Da quanto ho avuto modo di comprendere dopo questo primo contatto con voi e la Svizzera, gli italiani sono una parte costitutiva importante di questo Paese: ormai in alcuni casi alla quarta generazione, siamo la comunità straniera più consistente e io penso più vitale della Confederazione.
Le nostre persone, le nostre aziende, i nostri lavoratori altamente qualificati sono radicati in questo sistema produttivo e ne sono spesso l’anima e il motore. So che molti hanno anche la cittadinanza elvetica, a riprova dell’elevato tasso di integrazione.
Io però credo che la storia non si debba dimenticare. Penso al dolore delle tragedie che hanno coinvolto i lavoratori italiani emigrati in Svizzera tra il 1947 e il 1970: mi riferisco ai fatti drammatici del Gottardo, del Sempione, del Lötschberg, del Mattmark: quest’ultimo un episodio fra i più gravi che hanno segnato la storia del contributo dell’emigrazione italiana al miracolo economico della Svizzera. Noi dobbiamo trasmettere la memoria di quegli eventi ai giovani perché sappiano quale fatica, sofferenza e sacrifici hanno portato gli italiani emigrati in questo Paese a diventare una componente straordinariamente vitale della società e dell’economia elvetica.
Se oggi tanti giovani italiani possono scegliere la Svizzera come meta per gli studi universitari, i corsi di perfezionamento, la specializzazione professionale è anche grazie all’impegno dei tanti italiani che lo scorso secolo hanno contribuito in prima persona allo sviluppo economico, sociale e civile di questo Paese.

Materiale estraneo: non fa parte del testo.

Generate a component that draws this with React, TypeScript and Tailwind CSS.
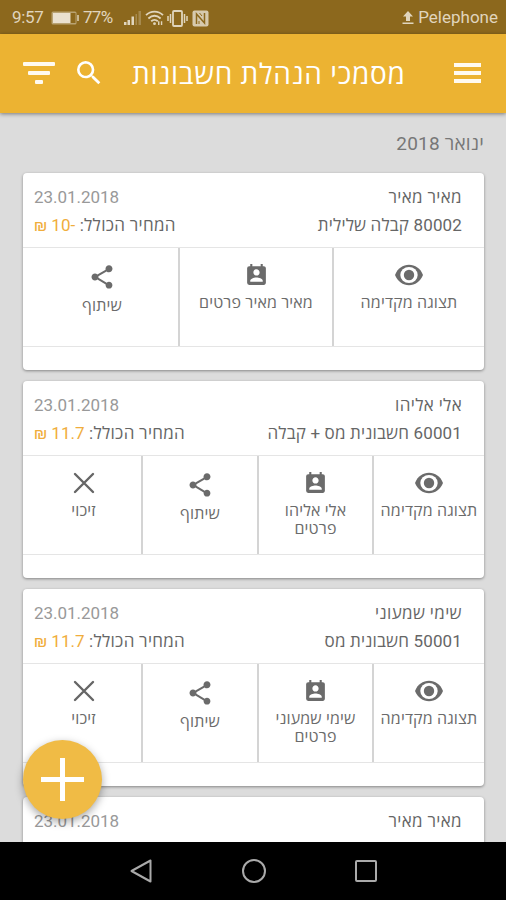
import type { ReactNode } from "react";
import { MdPermContactCalendar, MdSearch, MdShare } from "react-icons/md";

type Action = { kind: "view" | "contact" | "share" | "credit"; label: string };

type Doc = {
  id: number;
  name: string;
  date: string;
  title?: string;
  price?: string;
  actions?: Action[];
};

const documents: Doc[] = [
  {
    id: 1,
    name: "מאיר מאיר",
    date: "23.01.2018",
    title: "80002 קבלה שלילית",
    price: "₪ 10-",
    actions: [
      { kind: "view", label: "תצוגה מקדימה" },
      { kind: "contact", label: "מאיר מאיר פרטים" },
      { kind: "share", label: "שיתוף" },
    ],
  },
  {
    id: 2,
    name: "אלי אליהו",
    date: "23.01.2018",
    title: "60001 חשבונית מס + קבלה",
    price: "₪ 11.7",
    actions: [
      { kind: "view", label: "תצוגה מקדימה" },
      { kind: "contact", label: "אלי אליהו פרטים" },
      { kind: "share", label: "שיתוף" },
      { kind: "credit", label: "זיכוי" },
    ],
  },
  {
    id: 3,
    name: "שימי שמעוני",
    date: "23.01.2018",
    title: "50001 חשבונית מס",
    price: "₪ 11.7",
    actions: [
      { kind: "view", label: "תצוגה מקדימה" },
      { kind: "contact", label: "שימי שמעוני פרטים" },
      { kind: "share", label: "שיתוף" },
      { kind: "credit", label: "זיכוי" },
    ],
  },
  { id: 4, name: "מאיר מאיר", date: "23.01.2018" },
];

function EyeIcon() {
  return (
    <svg width="28" height="22" viewBox="0 0 28 22">
      <path d="M0 11C2.5 4.5 8 .8 14 .8S25.5 4.5 28 11C25.5 17.5 20 21.2 14 21.2S2.5 17.5 0 11Z" fill="#6b6b6b" />
      <ellipse cx="14" cy="11" rx="8.700" ry="8" fill="#fff" />
      <circle cx="14" cy="11" r="5.200" fill="#6b6b6b" />
    </svg>
  );
}

function CrossIcon() {
  return (
    <svg width="22" height="22" viewBox="0 0 22 22" stroke="#666" strokeWidth="2.4" strokeLinecap="round">
      <path d="M2 2l18 18M20 2L2 20" />
    </svg>
  );
}

const icons: Record<Action["kind"], ReactNode> = {
  view: <EyeIcon />,
  contact: <MdPermContactCalendar size={25} />,
  share: <MdShare size={28} className="mt-[3px]" />,
  credit: <CrossIcon />,
};

function StatusBar() {
  return (
    <div dir="ltr" className="flex h-[34px] shrink-0 items-center bg-[#8c681d] pt-[2px] pr-[8px] pl-[12px] text-[17px] text-[#e0d5bd]">
      <span className="w-[39px] tracking-[-0.3px]">9:57</span>
      <svg width="29" height="14" viewBox="0 0 29 14">
        <rect x=".5" y=".5" width="25" height="13" rx="1.5" fill="#b9a373" />
        <rect x="2" y="2" width="17" height="10" fill="#eae1cf" />
        <rect x="20" y="2" width="4.500" height="10" fill="#8c681d" />
        <path d="M26 4h2v6h-2z" fill="#c9b893" />
      </svg>
      <span className="ml-[3px] w-[41px] tracking-[-0.7px]">77%</span>
      <svg width="18" height="16" viewBox="0 0 18 16" fill="#e0d5bd">
        <path d="M0 12h2.500v3H0zM3.500 10H6v5H3.500zM7.500 6.500H10V15H7.500z" />
        <path d="M11.500 4H13v11h-1.500zM14.500 1H17v14h-2.500z" fill="#a68a4f" />
      </svg>
      <svg className="ml-[3px]" width="19" height="16" viewBox="0 0 20 17" fill="none" stroke="#e0d5bd" strokeWidth="2">
        <path d="M1 5.500C6 .5 14 .5 19 5.500M3.500 9c4-3.500 9-3.500 13 0M6.500 12c2-1.800 5-1.800 7 0" />
        <circle cx="10" cy="14.500" r="1.500" fill="#e0d5bd" stroke="none" />
        <path d="M14.500 12v4M17.500 12v4" strokeWidth="1.500" />
      </svg>
      <svg className="ml-[3px]" width="21" height="17" viewBox="0 0 21 17" fill="none" stroke="#e0d5bd" strokeWidth="1.800">
        <rect x="6" y="1" width="9" height="15" rx="1" />
        <path d="M3.500 4v9M1 6v5M17.500 4v9M20 6v5" strokeWidth="1.500" />
      </svg>
      <svg className="ml-[4px]" width="17" height="17" viewBox="0 0 17 17">
        <rect x=".5" y=".5" width="16" height="16" rx="2" fill="#d7caae" />
        <path d="M4.500 14V4l8 9V3" fill="none" stroke="#8c681d" strokeWidth="1.500" />
        <path d="M7.500 3l2.500 3M7 11v3" stroke="#8c681d" />
      </svg>
      <svg className="ml-auto" width="12" height="14" viewBox="0 0 12 14" fill="#e0d5bd">
        <path d="M6 0l5 5.500H8V10H4V5.500H1zM.5 11.500h11V13H.5z" />
      </svg>
      <span className="ml-[4px]">Pelephone</span>
    </div>
  );
}

function AppBar() {
  return (
    <header
      dir="ltr"
      className="z-10 flex h-[79px] shrink-0 items-center bg-[#ecb332] pr-[25px] pb-px pl-[22px] text-white shadow-[0_1px_4px_rgba(0,0,0,0.45)]"
    >
      <svg width="33" height="24" viewBox="0 0 33 24" fill="#fffaf0">
        <rect x="1" y="1" width="32" height="4" rx="1" />
        <rect x="6" y="10" width="22" height="4" rx="1" />
        <rect x="13" y="19" width="8" height="4" rx="1" />
      </svg>
      <MdSearch size={32} className="ml-[18px]" />
      <h1 dir="rtl" className="mt-[4px] ml-[27px] text-[28px] leading-none tracking-[0.7px] whitespace-nowrap">
        מסמכי הנהלת חשבונות
      </h1>
      <svg className="ml-auto" width="27" height="20" viewBox="0 0 27 20" fill="#fffaf0">
        <path d="M0 0h27v4H0zM0 8h27v4H0zM0 16h27v4H0z" />
      </svg>
    </header>
  );
}

function DocCard({ doc }: { doc: Doc }) {
  const cols =
    doc.actions?.length === 3 ? "grid-cols-[152px_154px_155px]" : "grid-cols-[112px_115px_116px_118px]";

  return (
    <article className="h-[197px] shrink-0 rounded-[4px] bg-white shadow-[0_1px_3px_rgba(0,0,0,0.4)]">
      <div className="flex h-[74px] flex-col pt-[10px] pr-[22px] pl-[11px] text-[17px] leading-[28px] text-[#666]">
        <div className="flex justify-between">
          <span className="tracking-[0.35px]">{doc.name}</span>
          <span className="tracking-[-0.05px] text-[#999]">{doc.date}</span>
        </div>
        {doc.title && (
          <div className="flex justify-between">
            <span className="tracking-[0.15px]">{doc.title}</span>
            <span className="tracking-[0.3px]">
              המחיר הכולל:{" "}
              <bdo dir="ltr" className="tracking-normal text-[#f0ad3c]">
                {doc.price}
              </bdo>
            </span>
          </div>
        )}
      </div>
      {doc.actions && (
        <div className={`grid h-[100px] border-y border-[#e5e5e5] ${cols}`}>
          {doc.actions.map((a) => (
            <button
              key={a.kind}
              type="button"
              className="flex flex-col items-center border-l-2 border-[#d4d4d4] px-[5px] pt-[12px] text-[#6b6b6b] last:border-l-0 last:pr-[4px] last:pl-[7px]"
            >
              <span className="flex h-[30px] items-center">{icons[a.kind]}</span>
              <span
                className={`text-[16px] leading-[18px] tracking-[0.15px] ${a.kind === "share" ? "mt-[7px]" : "mt-[4px]"}`}
              >
                {a.label}
              </span>
            </button>
          ))}
        </div>
      )}
    </article>
  );
}

export default function App() {
  return (
    <div
      dir="rtl"
      className="relative flex h-[900px] w-[506px] flex-col overflow-hidden bg-[#dcdcdc] font-[Roboto,'Open_Sans',sans-serif]"
    >
      <StatusBar />
      <AppBar />
      <main className="flex min-h-0 flex-1 flex-col gap-[11px] overflow-hidden pr-[22px] pl-[23px]">
        <h2 className="-mb-[11px] h-[60px] shrink-0 text-[19px] leading-[62px] tracking-[0.2px] text-[#777]">
          ינואר 2018
        </h2>
        {documents.map((doc) => (
          <DocCard key={doc.id} doc={doc} />
        ))}
      </main>
      <nav dir="ltr" className="flex h-[58px] shrink-0 items-center justify-center gap-[88px] bg-black">
        <svg width="24" height="24" viewBox="0 0 24 24" fill="none" stroke="#aaa" strokeWidth="2">
          <path d="M20.500 1.500v21L1.500 12z" strokeLinejoin="round" />
        </svg>
        <svg width="25" height="25" viewBox="0 0 25 25" fill="none" stroke="#aaa" strokeWidth="2">
          <circle cx="12" cy="12" r="11" />
        </svg>
        <svg width="22" height="22" viewBox="0 0 22 22" fill="none" stroke="#aaa" strokeWidth="2">
          <rect x="1" y="1" width="20" height="20" rx="1" />
        </svg>
      </nav>
      <button
        type="button"
        aria-label="הוספה"
        className="absolute top-[740px] left-[23px] z-20 flex size-[79px] items-center justify-center rounded-full bg-[#f0bb45] shadow-[0_3px_8px_rgba(0,0,0,0.35)]"
      >
        <svg width="43" height="43" viewBox="0 0 43 43" stroke="#fff" strokeWidth="5">
          <path d="M21.500 0v43M0 21.500h43" />
        </svg>
      </button>
    </div>
  );
}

Nel momento di crisi e paura che vive l’Europa (per i conflitti ai nostri confini, il terrorismo, la crisi economica, la caduta demografica, i flussi di migranti e di rifugiati) io sono fermamente convinto che il legame fra i nostri popoli sia da preservare e rafforzare. Il nostro benessere e la nostra sicurezza sono legati indissolubilmente. E sono certo che le rispettive istituzioni politiche sapranno agire con saggezza, preservando la libera circolazione delle persone e la parità di trattamento dei lavoratori.